**Excerpt from a dataset:**
[START]

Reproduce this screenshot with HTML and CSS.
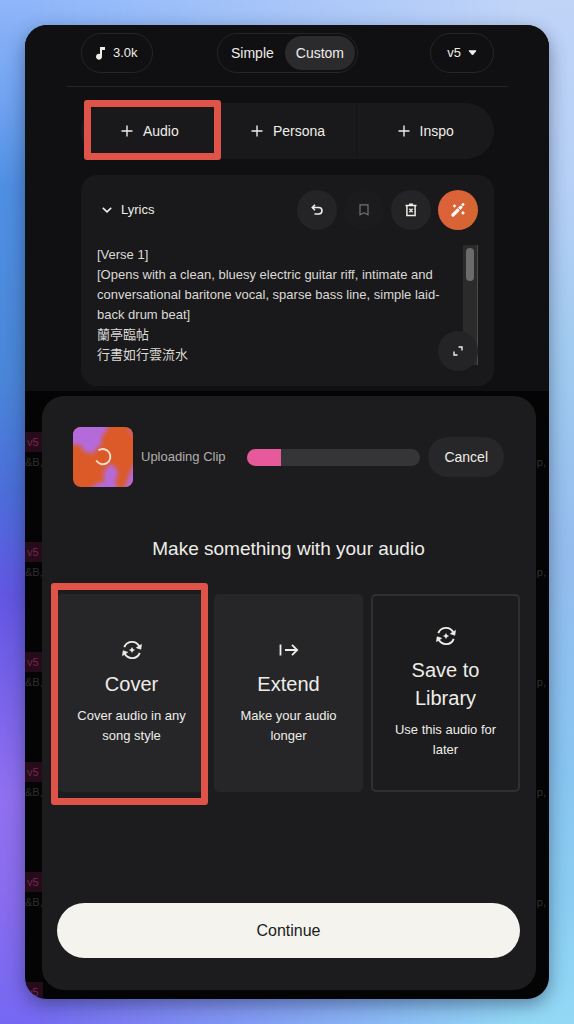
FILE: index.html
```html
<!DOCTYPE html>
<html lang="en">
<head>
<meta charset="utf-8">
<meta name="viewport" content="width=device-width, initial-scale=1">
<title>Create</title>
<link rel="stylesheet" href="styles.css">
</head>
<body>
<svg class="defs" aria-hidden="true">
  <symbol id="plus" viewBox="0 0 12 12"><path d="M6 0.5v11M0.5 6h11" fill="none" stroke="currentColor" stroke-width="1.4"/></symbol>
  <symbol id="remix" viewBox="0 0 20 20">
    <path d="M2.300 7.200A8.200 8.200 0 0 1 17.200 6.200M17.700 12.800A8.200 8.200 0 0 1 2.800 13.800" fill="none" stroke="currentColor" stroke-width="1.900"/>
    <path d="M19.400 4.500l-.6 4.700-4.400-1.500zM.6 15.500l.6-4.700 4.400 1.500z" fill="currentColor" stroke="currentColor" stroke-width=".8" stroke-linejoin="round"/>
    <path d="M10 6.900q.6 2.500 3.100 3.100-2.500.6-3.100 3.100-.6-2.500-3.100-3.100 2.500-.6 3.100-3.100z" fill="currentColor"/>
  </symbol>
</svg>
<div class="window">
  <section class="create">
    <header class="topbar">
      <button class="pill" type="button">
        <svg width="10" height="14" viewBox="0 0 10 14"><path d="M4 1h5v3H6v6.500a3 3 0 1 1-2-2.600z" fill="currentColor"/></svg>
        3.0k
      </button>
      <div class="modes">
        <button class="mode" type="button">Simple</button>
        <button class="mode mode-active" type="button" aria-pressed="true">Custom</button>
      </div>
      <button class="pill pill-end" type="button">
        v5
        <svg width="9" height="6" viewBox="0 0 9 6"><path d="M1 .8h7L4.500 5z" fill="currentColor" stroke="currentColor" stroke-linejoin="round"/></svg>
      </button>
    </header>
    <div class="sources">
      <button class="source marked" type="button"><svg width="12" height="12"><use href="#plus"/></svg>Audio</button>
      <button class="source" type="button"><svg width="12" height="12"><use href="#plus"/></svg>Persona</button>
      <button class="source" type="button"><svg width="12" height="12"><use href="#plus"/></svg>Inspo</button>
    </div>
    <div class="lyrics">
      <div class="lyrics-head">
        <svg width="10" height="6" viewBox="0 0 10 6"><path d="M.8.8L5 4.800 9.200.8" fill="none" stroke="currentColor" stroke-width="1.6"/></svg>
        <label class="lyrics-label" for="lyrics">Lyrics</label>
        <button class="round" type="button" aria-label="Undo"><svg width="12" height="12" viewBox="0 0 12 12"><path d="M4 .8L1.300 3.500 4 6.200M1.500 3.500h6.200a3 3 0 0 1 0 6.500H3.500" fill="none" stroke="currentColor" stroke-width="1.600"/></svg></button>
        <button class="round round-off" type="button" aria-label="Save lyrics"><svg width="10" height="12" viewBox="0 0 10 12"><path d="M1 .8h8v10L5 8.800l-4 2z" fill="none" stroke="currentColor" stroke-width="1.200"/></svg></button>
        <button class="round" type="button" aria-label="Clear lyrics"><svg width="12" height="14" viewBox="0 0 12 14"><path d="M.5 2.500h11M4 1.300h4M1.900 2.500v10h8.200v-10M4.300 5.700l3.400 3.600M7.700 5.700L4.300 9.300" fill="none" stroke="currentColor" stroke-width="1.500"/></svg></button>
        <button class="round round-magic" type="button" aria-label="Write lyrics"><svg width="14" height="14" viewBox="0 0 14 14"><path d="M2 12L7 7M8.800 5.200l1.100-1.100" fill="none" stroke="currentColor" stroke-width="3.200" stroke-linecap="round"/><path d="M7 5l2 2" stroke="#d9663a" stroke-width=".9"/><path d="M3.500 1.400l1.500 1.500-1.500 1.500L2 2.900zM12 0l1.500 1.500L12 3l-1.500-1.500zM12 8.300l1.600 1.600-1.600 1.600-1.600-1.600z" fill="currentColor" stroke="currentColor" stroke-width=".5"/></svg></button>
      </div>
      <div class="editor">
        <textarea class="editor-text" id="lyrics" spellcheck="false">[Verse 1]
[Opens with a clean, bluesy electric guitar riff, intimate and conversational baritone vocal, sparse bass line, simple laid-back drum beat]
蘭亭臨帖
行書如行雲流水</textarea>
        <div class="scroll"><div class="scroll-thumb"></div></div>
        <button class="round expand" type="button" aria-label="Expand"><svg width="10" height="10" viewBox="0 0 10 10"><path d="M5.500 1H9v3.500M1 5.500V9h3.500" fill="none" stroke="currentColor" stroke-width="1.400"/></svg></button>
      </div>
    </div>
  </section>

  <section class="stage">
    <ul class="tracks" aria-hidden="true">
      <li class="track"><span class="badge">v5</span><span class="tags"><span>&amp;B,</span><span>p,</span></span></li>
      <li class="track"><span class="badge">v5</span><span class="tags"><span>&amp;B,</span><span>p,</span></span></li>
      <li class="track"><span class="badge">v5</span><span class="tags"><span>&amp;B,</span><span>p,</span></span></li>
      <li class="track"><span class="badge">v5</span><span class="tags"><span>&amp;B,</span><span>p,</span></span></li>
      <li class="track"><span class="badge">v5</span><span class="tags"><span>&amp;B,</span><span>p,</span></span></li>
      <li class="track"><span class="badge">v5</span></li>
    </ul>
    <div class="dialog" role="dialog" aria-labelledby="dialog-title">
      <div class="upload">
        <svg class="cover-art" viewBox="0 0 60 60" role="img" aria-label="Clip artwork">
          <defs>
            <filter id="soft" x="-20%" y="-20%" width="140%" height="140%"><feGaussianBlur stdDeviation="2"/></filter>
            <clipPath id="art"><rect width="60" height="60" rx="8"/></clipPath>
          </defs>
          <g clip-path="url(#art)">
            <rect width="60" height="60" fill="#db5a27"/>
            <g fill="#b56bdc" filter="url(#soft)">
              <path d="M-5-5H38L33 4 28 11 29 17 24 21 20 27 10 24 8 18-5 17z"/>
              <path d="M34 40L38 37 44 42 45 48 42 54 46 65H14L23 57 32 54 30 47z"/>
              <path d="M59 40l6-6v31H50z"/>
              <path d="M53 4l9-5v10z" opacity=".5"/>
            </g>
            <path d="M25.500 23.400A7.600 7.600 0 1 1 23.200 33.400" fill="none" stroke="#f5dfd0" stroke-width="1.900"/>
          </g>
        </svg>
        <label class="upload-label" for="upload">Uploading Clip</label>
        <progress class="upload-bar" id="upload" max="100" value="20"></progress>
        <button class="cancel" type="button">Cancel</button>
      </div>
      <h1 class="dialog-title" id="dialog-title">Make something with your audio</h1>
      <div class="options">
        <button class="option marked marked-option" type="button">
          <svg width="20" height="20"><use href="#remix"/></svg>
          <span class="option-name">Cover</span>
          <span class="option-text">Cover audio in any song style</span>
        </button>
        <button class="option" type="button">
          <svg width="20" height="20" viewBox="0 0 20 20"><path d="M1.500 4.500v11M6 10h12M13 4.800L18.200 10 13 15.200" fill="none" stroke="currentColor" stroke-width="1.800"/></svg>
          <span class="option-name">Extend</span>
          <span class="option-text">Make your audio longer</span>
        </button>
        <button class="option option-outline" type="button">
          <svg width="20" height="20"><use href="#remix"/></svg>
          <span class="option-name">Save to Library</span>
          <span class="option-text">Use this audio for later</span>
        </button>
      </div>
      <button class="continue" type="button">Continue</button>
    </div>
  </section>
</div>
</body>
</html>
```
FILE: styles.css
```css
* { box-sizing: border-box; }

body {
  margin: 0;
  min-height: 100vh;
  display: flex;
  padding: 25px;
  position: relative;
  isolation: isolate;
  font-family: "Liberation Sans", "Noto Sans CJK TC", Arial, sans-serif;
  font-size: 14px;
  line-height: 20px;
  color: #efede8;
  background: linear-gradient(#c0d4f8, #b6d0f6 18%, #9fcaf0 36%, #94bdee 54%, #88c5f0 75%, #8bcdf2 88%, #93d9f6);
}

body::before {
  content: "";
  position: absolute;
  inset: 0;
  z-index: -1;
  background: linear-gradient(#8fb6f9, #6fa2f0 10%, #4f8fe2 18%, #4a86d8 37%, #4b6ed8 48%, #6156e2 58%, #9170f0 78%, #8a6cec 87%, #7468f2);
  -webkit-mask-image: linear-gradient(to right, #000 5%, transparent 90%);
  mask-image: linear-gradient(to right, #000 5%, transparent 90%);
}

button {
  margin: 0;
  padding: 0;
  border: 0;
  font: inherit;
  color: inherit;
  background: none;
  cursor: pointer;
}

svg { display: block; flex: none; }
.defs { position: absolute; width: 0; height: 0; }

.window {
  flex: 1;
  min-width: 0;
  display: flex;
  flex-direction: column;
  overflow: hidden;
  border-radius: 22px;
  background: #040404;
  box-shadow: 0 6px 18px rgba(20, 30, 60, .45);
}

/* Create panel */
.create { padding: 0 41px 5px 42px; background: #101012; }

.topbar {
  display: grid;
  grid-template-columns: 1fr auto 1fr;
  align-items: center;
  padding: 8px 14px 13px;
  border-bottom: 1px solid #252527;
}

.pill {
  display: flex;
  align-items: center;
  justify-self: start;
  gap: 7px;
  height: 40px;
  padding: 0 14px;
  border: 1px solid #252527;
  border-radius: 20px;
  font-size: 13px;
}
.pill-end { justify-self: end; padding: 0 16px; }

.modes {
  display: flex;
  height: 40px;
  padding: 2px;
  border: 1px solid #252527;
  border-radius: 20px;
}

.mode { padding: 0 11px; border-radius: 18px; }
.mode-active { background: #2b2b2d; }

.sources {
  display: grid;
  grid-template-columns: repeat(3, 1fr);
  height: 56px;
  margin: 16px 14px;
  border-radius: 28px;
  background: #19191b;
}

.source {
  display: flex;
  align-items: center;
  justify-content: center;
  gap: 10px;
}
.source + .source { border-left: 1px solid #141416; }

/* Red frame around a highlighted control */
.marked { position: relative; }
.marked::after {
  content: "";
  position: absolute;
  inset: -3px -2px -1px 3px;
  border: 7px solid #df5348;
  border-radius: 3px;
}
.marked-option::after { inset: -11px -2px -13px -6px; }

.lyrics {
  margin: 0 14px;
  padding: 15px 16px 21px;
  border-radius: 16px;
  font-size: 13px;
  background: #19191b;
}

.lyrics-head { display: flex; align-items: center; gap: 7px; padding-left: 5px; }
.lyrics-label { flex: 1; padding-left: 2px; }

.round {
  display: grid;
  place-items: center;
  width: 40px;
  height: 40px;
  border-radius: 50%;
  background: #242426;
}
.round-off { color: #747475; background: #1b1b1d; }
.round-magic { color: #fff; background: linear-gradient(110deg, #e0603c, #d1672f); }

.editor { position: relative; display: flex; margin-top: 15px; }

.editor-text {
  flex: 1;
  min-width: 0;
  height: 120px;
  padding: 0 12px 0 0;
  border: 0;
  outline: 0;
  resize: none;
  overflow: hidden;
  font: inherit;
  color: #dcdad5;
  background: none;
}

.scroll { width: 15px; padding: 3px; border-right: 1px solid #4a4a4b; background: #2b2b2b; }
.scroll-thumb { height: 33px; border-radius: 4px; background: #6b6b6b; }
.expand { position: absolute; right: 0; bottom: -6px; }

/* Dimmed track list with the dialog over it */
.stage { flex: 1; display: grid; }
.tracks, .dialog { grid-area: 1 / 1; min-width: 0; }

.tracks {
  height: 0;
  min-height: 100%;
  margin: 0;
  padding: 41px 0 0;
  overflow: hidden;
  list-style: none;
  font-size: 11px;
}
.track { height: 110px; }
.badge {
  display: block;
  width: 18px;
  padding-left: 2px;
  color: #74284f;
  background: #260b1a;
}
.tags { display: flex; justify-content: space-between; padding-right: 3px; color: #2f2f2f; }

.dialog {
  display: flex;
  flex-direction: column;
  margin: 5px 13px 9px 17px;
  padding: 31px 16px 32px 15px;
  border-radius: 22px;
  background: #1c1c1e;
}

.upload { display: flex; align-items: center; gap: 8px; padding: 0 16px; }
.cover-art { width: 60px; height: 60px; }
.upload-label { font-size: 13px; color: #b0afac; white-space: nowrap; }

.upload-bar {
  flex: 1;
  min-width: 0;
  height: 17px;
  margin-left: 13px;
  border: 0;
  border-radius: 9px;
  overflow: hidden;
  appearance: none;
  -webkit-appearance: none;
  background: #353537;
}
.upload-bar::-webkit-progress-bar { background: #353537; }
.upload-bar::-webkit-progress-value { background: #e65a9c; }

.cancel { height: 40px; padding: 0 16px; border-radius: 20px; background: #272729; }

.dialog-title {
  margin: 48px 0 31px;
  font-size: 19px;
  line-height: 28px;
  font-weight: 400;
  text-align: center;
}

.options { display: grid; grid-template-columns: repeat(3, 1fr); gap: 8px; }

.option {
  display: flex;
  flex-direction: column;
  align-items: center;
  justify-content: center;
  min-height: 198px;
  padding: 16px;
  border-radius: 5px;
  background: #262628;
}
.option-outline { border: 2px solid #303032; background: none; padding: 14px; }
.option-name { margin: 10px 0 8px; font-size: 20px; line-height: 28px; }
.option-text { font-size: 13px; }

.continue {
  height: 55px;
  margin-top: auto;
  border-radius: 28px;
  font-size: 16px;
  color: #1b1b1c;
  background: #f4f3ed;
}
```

[END]
[START]

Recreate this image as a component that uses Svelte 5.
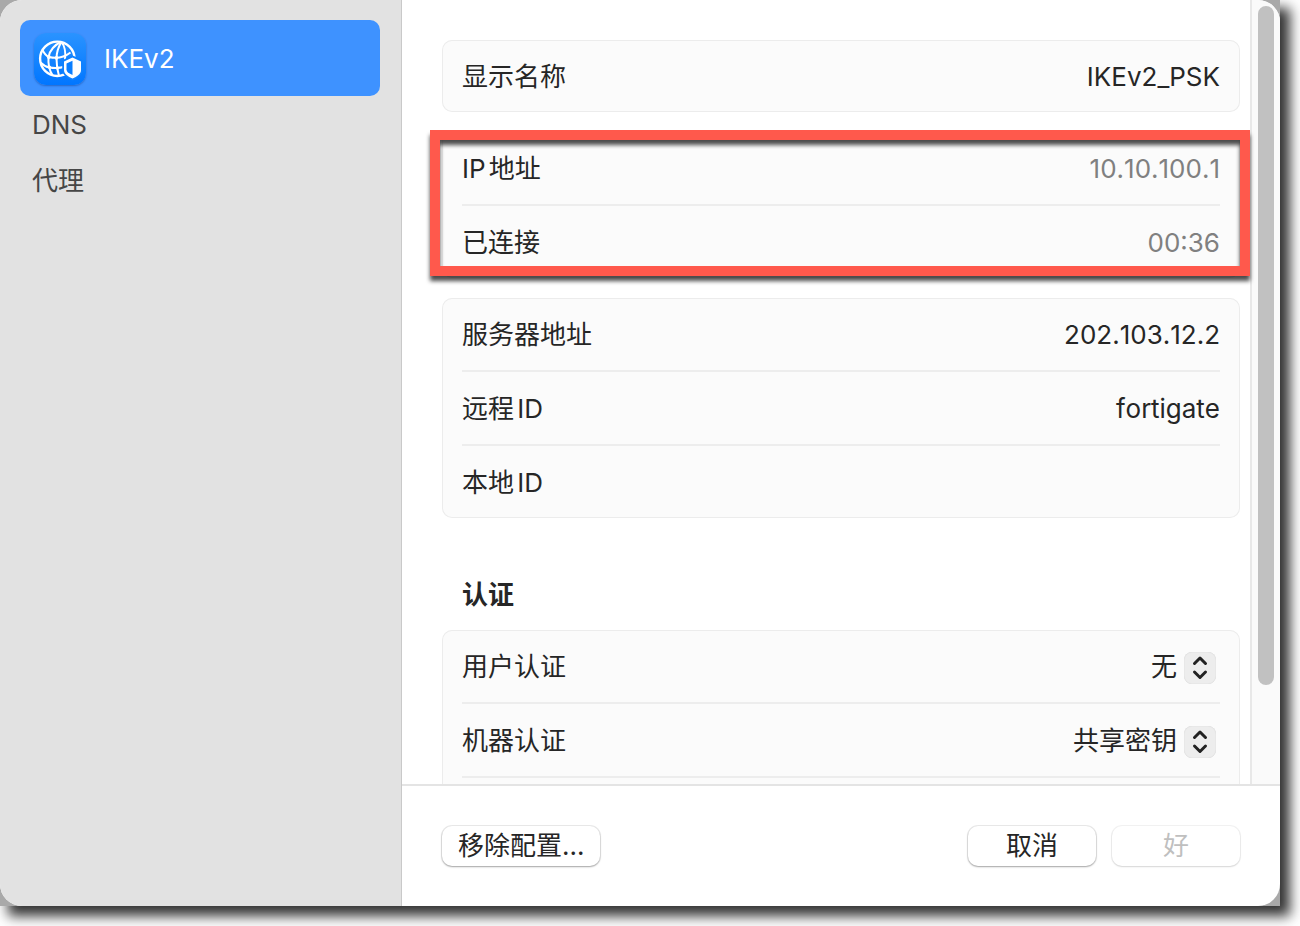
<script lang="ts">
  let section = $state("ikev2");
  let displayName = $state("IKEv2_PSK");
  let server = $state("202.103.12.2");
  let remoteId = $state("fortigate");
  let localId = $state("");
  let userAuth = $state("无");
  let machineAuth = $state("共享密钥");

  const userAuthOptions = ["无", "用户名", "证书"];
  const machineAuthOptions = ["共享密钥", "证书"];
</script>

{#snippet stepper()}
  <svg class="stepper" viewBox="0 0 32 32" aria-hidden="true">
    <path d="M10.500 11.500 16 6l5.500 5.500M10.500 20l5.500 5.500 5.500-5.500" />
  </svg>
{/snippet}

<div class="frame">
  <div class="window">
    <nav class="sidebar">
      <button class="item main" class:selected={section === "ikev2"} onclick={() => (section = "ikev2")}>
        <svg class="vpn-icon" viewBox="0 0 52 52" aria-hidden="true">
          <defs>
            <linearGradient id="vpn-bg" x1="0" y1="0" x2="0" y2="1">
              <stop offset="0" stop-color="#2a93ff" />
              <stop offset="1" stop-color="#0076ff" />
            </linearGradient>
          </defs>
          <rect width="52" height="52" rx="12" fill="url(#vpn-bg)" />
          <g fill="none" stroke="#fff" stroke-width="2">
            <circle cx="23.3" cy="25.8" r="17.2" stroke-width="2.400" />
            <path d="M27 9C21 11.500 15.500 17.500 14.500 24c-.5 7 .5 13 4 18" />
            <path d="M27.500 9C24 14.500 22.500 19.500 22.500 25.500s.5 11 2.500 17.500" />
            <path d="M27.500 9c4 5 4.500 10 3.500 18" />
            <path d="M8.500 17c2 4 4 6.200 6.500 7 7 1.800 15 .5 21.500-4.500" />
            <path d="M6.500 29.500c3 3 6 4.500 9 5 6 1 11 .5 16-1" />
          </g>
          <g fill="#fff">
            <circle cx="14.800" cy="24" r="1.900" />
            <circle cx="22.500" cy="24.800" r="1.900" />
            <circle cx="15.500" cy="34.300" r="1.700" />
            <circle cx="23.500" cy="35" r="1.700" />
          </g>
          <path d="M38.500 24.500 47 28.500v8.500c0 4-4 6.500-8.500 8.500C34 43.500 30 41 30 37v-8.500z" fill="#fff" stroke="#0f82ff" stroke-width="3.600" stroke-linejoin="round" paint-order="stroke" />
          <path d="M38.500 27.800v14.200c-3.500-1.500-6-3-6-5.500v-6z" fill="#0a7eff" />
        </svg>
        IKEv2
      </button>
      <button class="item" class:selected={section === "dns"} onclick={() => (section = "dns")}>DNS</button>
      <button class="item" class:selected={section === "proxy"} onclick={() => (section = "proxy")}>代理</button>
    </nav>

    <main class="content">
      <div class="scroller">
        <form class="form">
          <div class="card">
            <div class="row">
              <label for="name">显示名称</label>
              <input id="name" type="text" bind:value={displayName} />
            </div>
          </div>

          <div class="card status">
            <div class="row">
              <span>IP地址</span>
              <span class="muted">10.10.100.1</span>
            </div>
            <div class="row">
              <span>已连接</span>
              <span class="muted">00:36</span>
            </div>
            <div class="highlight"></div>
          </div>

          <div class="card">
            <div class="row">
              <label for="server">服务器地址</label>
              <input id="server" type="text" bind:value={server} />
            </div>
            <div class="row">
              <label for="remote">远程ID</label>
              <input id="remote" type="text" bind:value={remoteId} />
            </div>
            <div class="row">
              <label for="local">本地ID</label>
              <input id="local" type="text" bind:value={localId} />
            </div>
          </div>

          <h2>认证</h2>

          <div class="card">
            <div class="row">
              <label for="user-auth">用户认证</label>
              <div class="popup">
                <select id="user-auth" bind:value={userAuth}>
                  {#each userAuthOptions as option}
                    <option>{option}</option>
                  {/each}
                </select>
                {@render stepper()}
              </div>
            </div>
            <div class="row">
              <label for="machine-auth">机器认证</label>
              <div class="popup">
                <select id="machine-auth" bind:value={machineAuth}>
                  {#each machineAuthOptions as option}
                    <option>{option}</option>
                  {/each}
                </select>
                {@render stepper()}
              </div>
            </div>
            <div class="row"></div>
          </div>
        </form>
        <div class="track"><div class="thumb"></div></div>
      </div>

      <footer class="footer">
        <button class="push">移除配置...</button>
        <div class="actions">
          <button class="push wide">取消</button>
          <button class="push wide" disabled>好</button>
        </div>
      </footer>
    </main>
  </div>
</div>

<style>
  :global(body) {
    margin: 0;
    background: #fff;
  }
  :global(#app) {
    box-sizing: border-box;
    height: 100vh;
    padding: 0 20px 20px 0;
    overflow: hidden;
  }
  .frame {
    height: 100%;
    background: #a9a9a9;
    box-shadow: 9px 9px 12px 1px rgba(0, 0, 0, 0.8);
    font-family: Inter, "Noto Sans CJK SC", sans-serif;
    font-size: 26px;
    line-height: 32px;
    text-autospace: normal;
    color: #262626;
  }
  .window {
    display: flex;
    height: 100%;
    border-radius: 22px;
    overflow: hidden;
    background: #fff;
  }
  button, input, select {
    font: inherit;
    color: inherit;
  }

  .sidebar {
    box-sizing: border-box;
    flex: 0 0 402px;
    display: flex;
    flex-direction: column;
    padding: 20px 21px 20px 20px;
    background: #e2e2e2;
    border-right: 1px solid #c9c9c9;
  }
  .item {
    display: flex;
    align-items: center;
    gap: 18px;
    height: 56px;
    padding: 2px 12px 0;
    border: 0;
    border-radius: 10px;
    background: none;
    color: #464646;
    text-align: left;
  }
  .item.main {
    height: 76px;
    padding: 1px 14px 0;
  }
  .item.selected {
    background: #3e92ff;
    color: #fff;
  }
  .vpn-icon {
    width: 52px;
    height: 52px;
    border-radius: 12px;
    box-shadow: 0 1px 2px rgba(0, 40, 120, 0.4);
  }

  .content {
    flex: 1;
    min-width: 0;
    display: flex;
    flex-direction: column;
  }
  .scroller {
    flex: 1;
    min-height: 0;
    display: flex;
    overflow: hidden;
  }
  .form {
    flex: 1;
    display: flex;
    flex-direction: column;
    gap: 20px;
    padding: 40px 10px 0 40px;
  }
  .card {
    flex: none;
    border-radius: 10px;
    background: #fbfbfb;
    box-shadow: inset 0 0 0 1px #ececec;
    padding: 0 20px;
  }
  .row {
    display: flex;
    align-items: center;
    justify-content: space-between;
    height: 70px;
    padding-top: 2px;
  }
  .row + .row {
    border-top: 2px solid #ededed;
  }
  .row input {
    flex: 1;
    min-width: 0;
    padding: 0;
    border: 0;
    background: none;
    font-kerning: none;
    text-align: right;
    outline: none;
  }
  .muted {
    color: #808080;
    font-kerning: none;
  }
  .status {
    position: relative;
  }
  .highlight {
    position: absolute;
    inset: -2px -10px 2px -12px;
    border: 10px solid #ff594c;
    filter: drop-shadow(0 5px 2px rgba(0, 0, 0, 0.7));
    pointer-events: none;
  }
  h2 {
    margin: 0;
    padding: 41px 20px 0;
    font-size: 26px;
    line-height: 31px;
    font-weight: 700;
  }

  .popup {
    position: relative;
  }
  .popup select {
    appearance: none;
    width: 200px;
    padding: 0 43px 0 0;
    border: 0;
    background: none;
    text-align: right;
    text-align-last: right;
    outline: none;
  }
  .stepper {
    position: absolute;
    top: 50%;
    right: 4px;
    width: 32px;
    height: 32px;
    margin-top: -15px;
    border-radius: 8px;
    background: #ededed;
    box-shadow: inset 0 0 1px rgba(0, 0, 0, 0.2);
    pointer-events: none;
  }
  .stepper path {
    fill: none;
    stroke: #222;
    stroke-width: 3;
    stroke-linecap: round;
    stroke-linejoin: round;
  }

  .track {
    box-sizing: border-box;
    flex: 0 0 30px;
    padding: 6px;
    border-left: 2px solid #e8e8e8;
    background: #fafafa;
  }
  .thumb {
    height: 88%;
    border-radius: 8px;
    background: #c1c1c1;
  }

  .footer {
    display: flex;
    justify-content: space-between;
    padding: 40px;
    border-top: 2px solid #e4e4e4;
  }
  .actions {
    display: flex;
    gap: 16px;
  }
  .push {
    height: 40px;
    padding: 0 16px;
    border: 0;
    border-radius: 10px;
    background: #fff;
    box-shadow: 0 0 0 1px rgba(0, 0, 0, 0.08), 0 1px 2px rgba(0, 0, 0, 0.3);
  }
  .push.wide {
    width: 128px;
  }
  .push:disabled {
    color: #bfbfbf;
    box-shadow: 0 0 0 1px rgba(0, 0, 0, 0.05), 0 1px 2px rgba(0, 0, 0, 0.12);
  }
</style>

[END]

**Written problem:** Read the data above. Pull out each line in which the string "this" appears.

**Exercise solution:**
Reproduce this screenshot with HTML and CSS.
          <span class="option-text">Use this audio for later</span>
Recreate this image as a component that uses Svelte 5.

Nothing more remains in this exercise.